Viktor Weil zog mit seiner Ehefrau am 4. November 1938 von Frankenthal in das nahe Ludwigshafen. Er kam am 22. Oktober 1940 in das Deportationslager Gurs, wo das Leben seiner Gemahlin Emma am 16. November 1940 endete, während Viktor Weil am 12. Januar 1942 im Deportationslager Récébédou starb.

 

 

Josef Weil mit seinem Neffen Harry Wertheimer im Jahr 1945

Josef Weil zog mit seiner Ehefrau 1939 in die Nachbarstadt Ludwigshafen.

 

Von dort wurden sie am 22. Oktober 1940 ins Deportationslager Gurs verschleppt. Die Ehefrau schloss am 28. Januar 1942 im Deportationslager Récébédou für immer die Augen.

 

 

 

Josef Weil überlebte, weil er den eisernen Willen hatte, noch einmal seine Heimatstadt zu sehen, und so kehrte er nach Frankenthal zurück.

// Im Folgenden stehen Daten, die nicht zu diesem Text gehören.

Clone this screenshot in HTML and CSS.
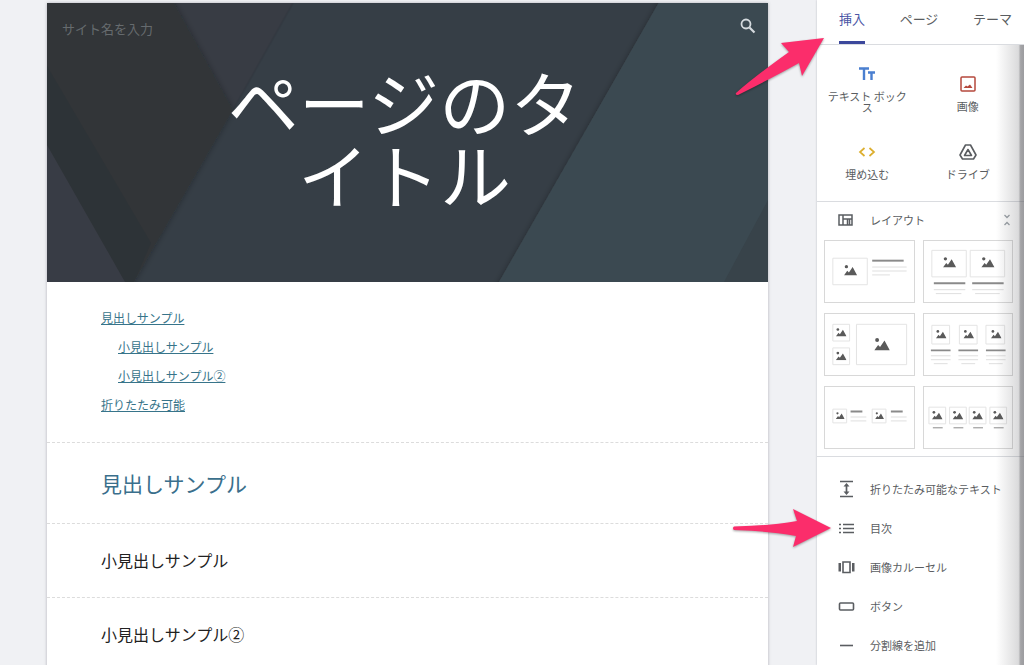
FILE: index.html
```
<!DOCTYPE html>
<html lang="ja">
<head>
    <meta charset="UTF-8">
    <meta name="viewport" content="width=device-width, initial-scale=1.0">
    <title>サイト エディタ</title>
    <link rel="stylesheet" href="styles.css">
</head>
<body>
    <!-- shared thumbnail picture -->
    <svg class="defs" width="0" height="0" aria-hidden="true">
        <symbol id="pic" viewBox="0 0 16 13">
            <circle cx="3" cy="2.5" r="2"/>
            <path d="M0 13 4 7.500 6 9.500 10.500 3 16 13z"/>
        </symbol>
    </svg>

    <div class="app">
        <main class="canvas">
            <article class="page">
                <header class="hero">
                    <svg class="hero-bg" viewBox="0 0 721 279" preserveAspectRatio="none" aria-hidden="true">
                        <defs>
                            <filter id="soft" x="-10%" y="-10%" width="120%" height="120%">
                                <feDropShadow dx="0" dy="0" stdDeviation="3" flood-color="#14181c" flood-opacity=".3"/>
                            </filter>
                        </defs>
                        <rect width="721" height="279" fill="#363e46"/>
                        <path d="M127 0H246L186 107z" fill="#383c44"/>
                        <path d="M246 0 186 107" stroke="#30363e" stroke-width="2" opacity=".4"/>
                        <path d="M-20-20H116L186 107 87 279 80 300H-20z" fill="#303639" filter="url(#soft)"/>
                        <path d="M0 63 104 240 87 279H78L0 142z" fill="#2d3337"/>
                        <path d="M0 142 78 279H0z" fill="#383c45"/>
                        <path d="M623-20H760V300H440L452 279z" fill="#3b4951" filter="url(#soft)"/>
                        <path d="M721 197 677 279H721z" fill="#38434a"/>
                    </svg>
                    <div class="hero-bar">
                        <input class="site-name" type="text" placeholder="サイト名を入力" aria-label="サイト名">
                        <button class="search-btn" type="button" aria-label="検索">
                            <svg viewBox="0 0 16 16" width="16" height="16"><circle cx="6" cy="6" r="4.500" fill="none" stroke="currentColor" stroke-width="1.800"/><path d="M9.500 9.500 14.500 14.500" stroke="currentColor" stroke-width="2.200"/></svg>
                        </button>
                    </div>
                    <h1 class="hero-title">ページのタ<br>イトル</h1>
                </header>

                <nav class="section toc" aria-label="目次">
                    <ul>
                        <li><a href="#h1">見出しサンプル</a></li>
                        <li class="sub"><a href="#h2">小見出しサンプル</a></li>
                        <li class="sub"><a href="#h3">小見出しサンプル②</a></li>
                        <li><a href="#h4">折りたたみ可能</a></li>
                    </ul>
                </nav>
                <section class="section"><h2 id="h1">見出しサンプル</h2></section>
                <section class="section"><h3 id="h2">小見出しサンプル</h3></section>
                <section class="section"><h3 id="h3">小見出しサンプル②</h3></section>
            </article>
        </main>

        <aside class="panel">
            <div class="tabs" role="tablist">
                <button class="tab active" type="button" role="tab" aria-selected="true">挿入</button>
                <button class="tab" type="button" role="tab" aria-selected="false">ページ</button>
                <button class="tab" type="button" role="tab" aria-selected="false">テーマ</button>
            </div>

            <div class="insert-grid">
                <button class="insert" type="button">
                    <svg class="blue" viewBox="0 0 18 16" width="18" height="16"><path d="M1 2.500H11M6 2.500V14M10 6.500H17M13.500 6.500V14" fill="none" stroke="currentColor" stroke-width="2.400"/></svg>
                    <span>テキスト ボックス</span>
                </button>
                <button class="insert insert-image" type="button">
                    <svg class="red" viewBox="0 0 16 16" width="16" height="16"><rect x="1" y="1" width="14" height="14" rx="1" fill="none" stroke="currentColor" stroke-width="1.500"/><path d="M3.500 12 6 9.500l1.500 1L10 8.500l2.500 3.500z" fill="currentColor"/></svg>
                    <span>画像</span>
                </button>
                <button class="insert" type="button">
                    <svg class="yellow" viewBox="0 0 18 16" width="18" height="16"><path d="M6.500 4 2 8l4.500 4M11.500 4 16 8l-4.500 4" fill="none" stroke="currentColor" stroke-width="1.700"/></svg>
                    <span>埋め込む</span>
                </button>
                <button class="insert" type="button">
                    <svg viewBox="0 0 18 16" width="18" height="16"><path d="M6.500 1H11.500L17 11 14.500 15H3.500L1 11zM9 5.500 5.500 11.500H12.500z" fill="none" stroke="currentColor" stroke-width="1.600" stroke-linejoin="round"/></svg>
                    <span>ドライブ</span>
                </button>
            </div>

            <section class="layouts">
                <button class="layouts-head" type="button" aria-expanded="true">
                    <svg viewBox="0 0 16 12" width="16" height="12"><path d="M1 1H14V11H1zM5 1V11M5 5H14M9.500 5V11M11.500 5V11" fill="none" stroke="currentColor" stroke-width="1.500"/></svg>
                    <span>レイアウト</span>
                    <svg class="collapse" viewBox="0 0 8 12" width="8" height="12"><path d="M1.500 1 4 3.500 6.500 1M1.500 11 4 8.500 6.500 11" fill="none" stroke="currentColor" stroke-width="1.300"/></svg>
                </button>
                <div class="layout-grid">
                    <button class="layout" type="button" aria-label="レイアウト 1">
                        <svg viewBox="0 0 90 62">
                            <path class="frame" d="M8 17.500H43V44.500H8z"/>
                            <use href="#pic" x="19" y="24" width="14" height="11"/>
                            <path class="bold" d="M48 20H80"/>
                            <path class="thin" d="M48 26.500H83M48 30.500H83M48 34.500H66"/>
                        </svg>
                    </button>
                    <button class="layout" type="button" aria-label="レイアウト 2">
                        <svg viewBox="0 0 90 62">
                            <path class="frame" d="M8 9.500H43V36.500H8zM47 9.500H82V36.500H47z"/>
                            <use href="#pic" x="19" y="16" width="14" height="11"/>
                            <use href="#pic" x="58" y="16" width="14" height="11"/>
                            <path class="bold" d="M10 43H42M49 43H81"/>
                            <path class="thin" d="M10 49.500H42M49 49.500H81M12 53.500H38M52 53.500H77"/>
                        </svg>
                    </button>
                    <button class="layout" type="button" aria-label="レイアウト 3">
                        <svg viewBox="0 0 90 62">
                            <path class="frame" d="M8 10.500H25V27.500H8zM8 34.500H25V51.500H8zM32 10.500H83V51.500H32z"/>
                            <use href="#pic" x="11" y="14" width="11" height="9"/>
                            <use href="#pic" x="11" y="38" width="11" height="9"/>
                            <use href="#pic" x="50" y="24" width="16" height="13"/>
                        </svg>
                    </button>
                    <button class="layout" type="button" aria-label="レイアウト 4">
                        <svg viewBox="0 0 90 62">
                            <path class="frame" d="M8 11.500H26V30.500H8zM36 11.500H54V30.500H36zM63 11.500H82V30.500H63z"/>
                            <use href="#pic" x="12" y="16" width="11" height="9"/>
                            <use href="#pic" x="40" y="16" width="11" height="9"/>
                            <use href="#pic" x="68" y="16" width="11" height="9"/>
                            <path class="bold" d="M7 37H27M35 37H55M63 37H83"/>
                            <path class="thin" d="M7 42.500H27M35 42.500H55M63 42.500H83M7 46.500H27M35 46.500H55M63 46.500H83M10 50.500H24M38 50.500H52M66 50.500H80"/>
                        </svg>
                    </button>
                    <button class="layout" type="button" aria-label="レイアウト 5">
                        <svg viewBox="0 0 90 62">
                            <path class="frame" d="M8 22.500H22V36.500H8zM48 22.500H62V36.500H48z"/>
                            <use href="#pic" x="11" y="25" width="9" height="8"/>
                            <use href="#pic" x="51" y="25" width="9" height="8"/>
                            <path class="bold" d="M26 25H38M67 25H79"/>
                            <path class="thin" d="M26 30.500H42M26 34.500H42M67 30.500H83M67 34.500H83"/>
                        </svg>
                    </button>
                    <button class="layout" type="button" aria-label="レイアウト 6">
                        <svg viewBox="0 0 90 62">
                            <path class="frame" d="M5 20.500H22V37.500H5zM26 20.500H43V37.500H26zM46 20.500H63V37.500H46zM67 20.500H84V37.500H67z"/>
                            <use href="#pic" x="8" y="24" width="11" height="9"/>
                            <use href="#pic" x="29" y="24" width="11" height="9"/>
                            <use href="#pic" x="49" y="24" width="11" height="9"/>
                            <use href="#pic" x="70" y="24" width="11" height="9"/>
                            <path class="thin dark" d="M9 41.500H19M30 41.500H40M50 41.500H60M71 41.500H81"/>
                        </svg>
                    </button>
                </div>
            </section>

            <ul class="components">
                <li><button type="button">
                    <svg viewBox="0 0 18 18" width="18" height="18"><path d="M2 1.500H15M2 16.500H15M8.500 5V13" fill="none" stroke="currentColor" stroke-width="1.700"/><path d="M8.500 3 11.500 6.500H5.500zM8.500 15 5.500 11.500H11.500z" fill="currentColor"/></svg>
                    <span>折りたたみ可能なテキスト</span>
                </button></li>
                <li><button type="button">
                    <svg viewBox="0 0 18 18" width="18" height="18"><path d="M1 5.500H3M1 9.500H3M1 13.500H3M5 5.500H16M5 9.500H16M5 13.500H16" fill="none" stroke="currentColor" stroke-width="1.700"/></svg>
                    <span>目次</span>
                </button></li>
                <li><button type="button">
                    <svg viewBox="0 0 18 18" width="18" height="18"><path d="M5 4H12V14.500H5z" fill="none" stroke="currentColor" stroke-width="1.600"/><path d="M.5 5h2.500v8.500H.5zM14 5h2.500v8.500H14z" fill="currentColor"/></svg>
                    <span>画像カルーセル</span>
                </button></li>
                <li><button type="button">
                    <svg viewBox="0 0 18 18" width="18" height="18"><rect x="1.500" y="6" width="14" height="7" rx="1" fill="none" stroke="currentColor" stroke-width="1.600"/></svg>
                    <span>ボタン</span>
                </button></li>
                <li><button type="button">
                    <svg viewBox="0 0 18 18" width="18" height="18"><path d="M2 9.500H15" stroke="currentColor" stroke-width="1.600"/></svg>
                    <span>分割線を追加</span>
                </button></li>
            </ul>
            <div class="edge-shade"></div>

            <!-- callout arrows, anchored to the panel -->
            <svg class="arrow arrow-tab" viewBox="0 0 96 64" width="96" height="64" aria-hidden="true">
                <path d="M4 60Q22 44 57 19L49 10 92 5 70 43 67 30Q40 45 6 62 3 62 4 60z"/>
            </svg>
            <svg class="arrow arrow-toc" viewBox="0 0 104 48" width="104" height="48" aria-hidden="true">
                <path d="M4 22.500Q40 22 67 17L63 5 101 24 63 43 66 32Q40 27 4 26 2 24 4 22.500z"/>
            </svg>
        </aside>
    </div>
</body>
</html>
```

FILE: styles.css
```
* {
    box-sizing: border-box;
}
body {
    margin: 0;
    font-family: "Noto Sans CJK JP", sans-serif;
    background-color: #f0f1f4;
    color: #212121;
}
button {
    margin: 0;
    padding: 0;
    border: none;
    background: none;
    color: inherit;
    font: inherit;
    cursor: pointer;
}
svg {
    display: block;
    flex-shrink: 0;
}
ul {
    margin: 0;
    padding: 0;
    list-style: none;
}
.defs {
    position: absolute;
}
.app {
    display: flex;
    height: 100vh;
    overflow: hidden;
}

/* page being edited */
.canvas {
    flex: 1;
    min-width: 0;
    padding: 3px 49px 0 47px;
}
.page {
    min-height: 100%;
    background: #fff;
    box-shadow: 0 0 3px rgba(60, 64, 80, 0.35);
}
.hero {
    position: relative;
    padding: 11px 12px 74px;
    color: #fff;
}
.hero-bg {
    position: absolute;
    inset: 0;
    width: 100%;
    height: 100%;
}
.hero-bar {
    position: relative;
    display: flex;
    justify-content: space-between;
    padding-left: 3px;
}
.site-name {
    width: 200px;
    height: 28px;
    padding: 0;
    border: none;
    outline: none;
    background: none;
    color: #fff;
    font: 13px "Noto Sans CJK JP", sans-serif;
}
.site-name::placeholder {
    color: #666b6e;
    opacity: 1;
}
.search-btn {
    align-self: flex-start;
    padding-top: 4px;
    color: #d5dade;
}
.hero-title {
    position: relative;
    margin: 22px 0 0;
    padding-right: 6px;
    font-size: 71px;
    font-weight: 400;
    line-height: 72px;
    text-align: center;
}
.section {
    padding: 24px 54px;
    border-bottom: 1px dashed #dcdcdc;
}
.toc {
    padding-top: 21px;
    padding-bottom: 23px;
    font-size: 12px;
    line-height: 29px;
}
.toc .sub {
    padding-left: 17px;
}
.toc a {
    color: #37748a;
    text-underline-offset: 1px;
}
.section h2,
.section h3 {
    margin: 0;
    font-weight: 400;
}
.section h2 {
    color: #3a6f8c;
    font-size: 21px;
    line-height: 32px;
}
.section h3 {
    font-size: 16px;
    line-height: 25px;
}

/* side panel */
.panel {
    position: relative;
    flex: 0 0 207px;
    background: #fff;
    box-shadow: 0 0 2px rgba(60, 64, 80, 0.3);
    color: #5a5d61;
    font-size: 11px;
}
.tabs {
    display: flex;
    justify-content: space-between;
    height: 45px;
    padding: 0 12px 0 22px;
    border-bottom: 1px solid #dadce0;
    font-size: 13px;
}
.tab {
    padding-bottom: 5px;
    border-bottom: 3px solid transparent;
}
.tab.active {
    border-color: #3c489c;
    color: #4a55a5;
}
.insert-grid {
    display: grid;
    grid-template-columns: 1fr 1fr;
    grid-template-rows: 88px 68px;
    padding-right: 6px;
    border-bottom: 1px solid #dadce0;
}
.insert {
    display: flex;
    flex-direction: column;
    align-items: center;
    justify-content: center;
    gap: 9px;
    padding: 0 7px;
    line-height: 11px;
}
.insert-image {
    padding-top: 10px;
}
.insert:nth-child(n + 3) {
    justify-content: flex-start;
    padding-top: 11px;
}
.blue {
    color: #4a7fd0;
}
.red {
    color: #b5483c;
}
.yellow {
    color: #dcae2e;
}
.layouts {
    padding: 0 11px 7px 7px;
    border-bottom: 1px solid #dadce0;
}
.layouts-head {
    display: flex;
    align-items: center;
    gap: 16px;
    width: 100%;
    height: 38px;
    padding: 0 2px 2px 14px;
}
.collapse {
    margin-left: auto;
    color: #9aa0a6;
}
.layout-grid {
    display: grid;
    grid-template-columns: 1fr 1fr;
    gap: 10px 8px;
}
.layout {
    border: 1px solid #d8d8d8;
}
.layout svg {
    width: 100%;
    fill: #5a5a5a;
}
.layout .frame {
    fill: none;
    stroke: #e3e3e3;
}
.layout .bold {
    stroke: #8a8a8a;
    stroke-width: 2;
}
.layout .thin {
    stroke: #dedede;
}
.layout .dark {
    stroke: #8a8a8a;
}
.components {
    padding-top: 13px;
}
.components button {
    display: flex;
    align-items: center;
    gap: 14px;
    width: 100%;
    height: 39px;
    padding-left: 21px;
    white-space: nowrap;
}
.edge-shade {
    position: absolute;
    top: 45px;
    right: 0;
    bottom: 0;
    width: 28px;
    background: linear-gradient(to right, rgba(90, 90, 95, 0), rgba(90, 90, 95, 0.22) 80%, rgba(90, 90, 95, 0.55) 88%, rgba(90, 90, 95, 0.6));
    pointer-events: none;
}
.arrow {
    position: absolute;
    fill: #fb2d6b;
    filter: drop-shadow(0 1px 1px rgba(0, 0, 0, 0.35));
    pointer-events: none;
}
.arrow-tab {
    top: 33px;
    left: -85px;
}
.arrow-toc {
    top: 504px;
    left: -87px;
}
```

drei Atelierfotos von Josef Weil aus dem Jahre 1945

Josef Weil betrieb nun alleine das Einrichtungshaus

A. Weil.

 

Kurz nach Vollendung seines 80. Geburtstages starb er am 21. September 1953 in Mannheim.

 

Er wurde auf dem neuen Jüdischen Friedhof in Frankenthal neben seinem Sohn Fritzl bestattet.

Grabmal von Josef Weil
Die drei Stolpersteine für die Familienmitglieder Weil

Für Viktor Weil und dessen Ehefrau Emma sowie für Elisabeth Weil, Ehefrau von Josef Weil, wurden am 12. April 2005 auf dem Gehweg vor dem Anwesen Eisenbahnstraße 20 Stolpersteine gesetzt.

Das Haus Eisenbahnstraße 20 mit den Stolpersteinen auf dem Gehweg.